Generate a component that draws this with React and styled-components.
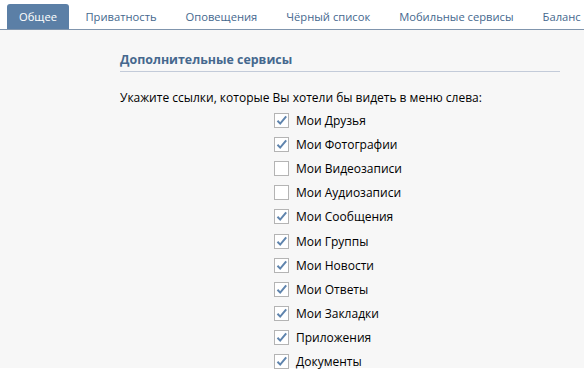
import React, { useState } from "react";
import styled, { createGlobalStyle } from "styled-components";

const GlobalStyle = createGlobalStyle`
  html, body {
    margin: 0;
    padding: 0;
    background: #ffffff;
  }
  body {
    font-family: "Open Sans", "DejaVu Sans", sans-serif;
    font-size: 12px;
    color: #000;
  }
`;

const Page = styled.div`
  width: 584px;
  height: 378px;
  overflow: hidden;
  background: #ffffff;
`;

const Tabs = styled.div`
  display: flex;
  align-items: flex-end;
  height: 30px;
  padding-left: 7px;
  border-bottom: 1px solid #8095ad;
  box-sizing: border-box;
  overflow: hidden;
`;

const Tab = styled.div`
  height: ${({ active }) => (active ? "25px" : "auto")};
  line-height: 25px;
  padding: 0 ${({ active }) => (active ? "12px" : "14.5px")};
  margin-right: ${({ active }) => (active ? "2px" : "0")};
  border-radius: 3px 3px 0 0;
  background: ${({ active }) => (active ? "#5b7fa6" : "transparent")};
  color: ${({ active }) => (active ? "#ffffff" : "#45688e")};
  font-size: 11.2px;
  white-space: nowrap;
  cursor: pointer;
`;

const Content = styled.div`
  background: #f7f7f7;
  height: 338px;
  padding: 21px 24px 0 120px;
  box-sizing: border-box;
`;

const SectionTitle = styled.div`
  font-weight: bold;
  color: #45688e;
  font-size: 12.4px;
  padding-bottom: 3px;
  border-bottom: 1px solid #c3cbd9;
  margin-bottom: 17px;
`;

const Hint = styled.div`
  font-size: 12px;
  color: #000;
  margin-bottom: 2px;
`;

const List = styled.div`
  display: flex;
  flex-direction: column;
  padding-left: 154px;
`;

const Row = styled.label`
  display: flex;
  align-items: center;
  gap: 7px;
  height: 24.2px;
  font-size: 12px;
  color: #000;
  cursor: pointer;
`;

const Box = styled.span`
  width: 13px;
  height: 13px;
  border: 1px solid #b4b4b4;
  background: #ffffff;
  display: flex;
  align-items: center;
  justify-content: center;
  flex-shrink: 0;
`;

const Check = () => (
  <svg width="13" height="13" viewBox="0 0 13 13">
    <path d="M2.5 6.8 L5.2 9.6 L11.2 2.4" fill="none" stroke="#5f84ad" strokeWidth="2" />
  </svg>
);

const tabs = ["Общее", "Приватность", "Оповещения", "Чёрный список", "Мобильные сервисы", "Баланс"];

const initial = [
  ["Мои Друзья", true],
  ["Мои Фотографии", true],
  ["Мои Видеозаписи", false],
  ["Мои Аудиозаписи", false],
  ["Мои Сообщения", true],
  ["Мои Группы", true],
  ["Мои Новости", true],
  ["Мои Ответы", true],
  ["Мои Закладки", true],
  ["Приложения", true],
  ["Документы", true],
];

const App = () => {
  const [items, setItems] = useState(initial);

  const toggle = (i) => {
    setItems((prev) => prev.map((it, j) => (j === i ? [it[0], !it[1]] : it)));
  };

  return (
    <Page>
      <GlobalStyle />
      <Tabs>
        {tabs.map((name, i) => (
          <Tab key={name} active={i === 0}>
            {name}
          </Tab>
        ))}
      </Tabs>
      <Content>
        <SectionTitle>Дополнительные сервисы</SectionTitle>
        <Hint>Укажите ссылки, которые Вы хотели бы видеть в меню слева:</Hint>
        <List>
          {items.map(([label, on], i) => (
            <Row key={label} onClick={() => toggle(i)}>
              <Box>{on && <Check />}</Box>
              {label}
            </Row>
          ))}
        </List>
      </Content>
    </Page>
  );
};

export default App;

- [What is required]: Your task is to reproduce all of the material exactly. The pictures stay out.

- [Task answer]:
Generate a component that draws this with React and styled-components.
import React, { useState } from "react";
import styled, { createGlobalStyle } from "styled-components";

const GlobalStyle = createGlobalStyle`
  html, body {
    margin: 0;
    padding: 0;
    background: #ffffff;
  }
  body {
    font-family: "Open Sans", "DejaVu Sans", sans-serif;
    font-size: 12px;
    color: #000;
  }
`;

const Page = styled.div`
  width: 584px;
  height: 378px;
  overflow: hidden;
  background: #ffffff;
`;

const Tabs = styled.div`
  display: flex;
  align-items: flex-end;
  height: 30px;
  padding-left: 7px;
  border-bottom: 1px solid #8095ad;
  box-sizing: border-box;
  overflow: hidden;
`;

const Tab = styled.div`
  height: ${({ active }) => (active ? "25px" : "auto")};
  line-height: 25px;
  padding: 0 ${({ active }) => (active ? "12px" : "14.5px")};
  margin-right: ${({ active }) => (active ? "2px" : "0")};
  border-radius: 3px 3px 0 0;
  background: ${({ active }) => (active ? "#5b7fa6" : "transparent")};
  color: ${({ active }) => (active ? "#ffffff" : "#45688e")};
  font-size: 11.2px;
  white-space: nowrap;
  cursor: pointer;
`;

const Content = styled.div`
  background: #f7f7f7;
  height: 338px;
  padding: 21px 24px 0 120px;
  box-sizing: border-box;
`;

const SectionTitle = styled.div`
  font-weight: bold;
  color: #45688e;
  font-size: 12.4px;
  padding-bottom: 3px;
  border-bottom: 1px solid #c3cbd9;
  margin-bottom: 17px;
`;

const Hint = styled.div`
  font-size: 12px;
  color: #000;
  margin-bottom: 2px;
`;

const List = styled.div`
  display: flex;
  flex-direction: column;
  padding-left: 154px;
`;

const Row = styled.label`
  display: flex;
  align-items: center;
  gap: 7px;
  height: 24.2px;
  font-size: 12px;
  color: #000;
  cursor: pointer;
`;

const Box = styled.span`
  width: 13px;
  height: 13px;
  border: 1px solid #b4b4b4;
  background: #ffffff;
  display: flex;
  align-items: center;
  justify-content: center;
  flex-shrink: 0;
`;

const Check = () => (
  <svg width="13" height="13" viewBox="0 0 13 13">
    <path d="M2.5 6.8 L5.2 9.6 L11.2 2.4" fill="none" stroke="#5f84ad" strokeWidth="2" />
  </svg>
);

const tabs = ["Общее", "Приватность", "Оповещения", "Чёрный список", "Мобильные сервисы", "Баланс"];

const initial = [
  ["Мои Друзья", true],
  ["Мои Фотографии", true],
  ["Мои Видеозаписи", false],
  ["Мои Аудиозаписи", false],
  ["Мои Сообщения", true],
  ["Мои Группы", true],
  ["Мои Новости", true],
  ["Мои Ответы", true],
  ["Мои Закладки", true],
  ["Приложения", true],
  ["Документы", true],
];

const App = () => {
  const [items, setItems] = useState(initial);

  const toggle = (i) => {
    setItems((prev) => prev.map((it, j) => (j === i ? [it[0], !it[1]] : it)));
  };

  return (
    <Page>
      <GlobalStyle />
      <Tabs>
        {tabs.map((name, i) => (
          <Tab key={name} active={i === 0}>
            {name}
          </Tab>
        ))}
      </Tabs>
      <Content>
        <SectionTitle>Дополнительные сервисы</SectionTitle>
        <Hint>Укажите ссылки, которые Вы хотели бы видеть в меню слева:</Hint>
        <List>
          {items.map(([label, on], i) => (
            <Row key={label} onClick={() => toggle(i)}>
              <Box>{on && <Check />}</Box>
              {label}
            </Row>
          ))}
        </List>
      </Content>
    </Page>
  );
};

export default App;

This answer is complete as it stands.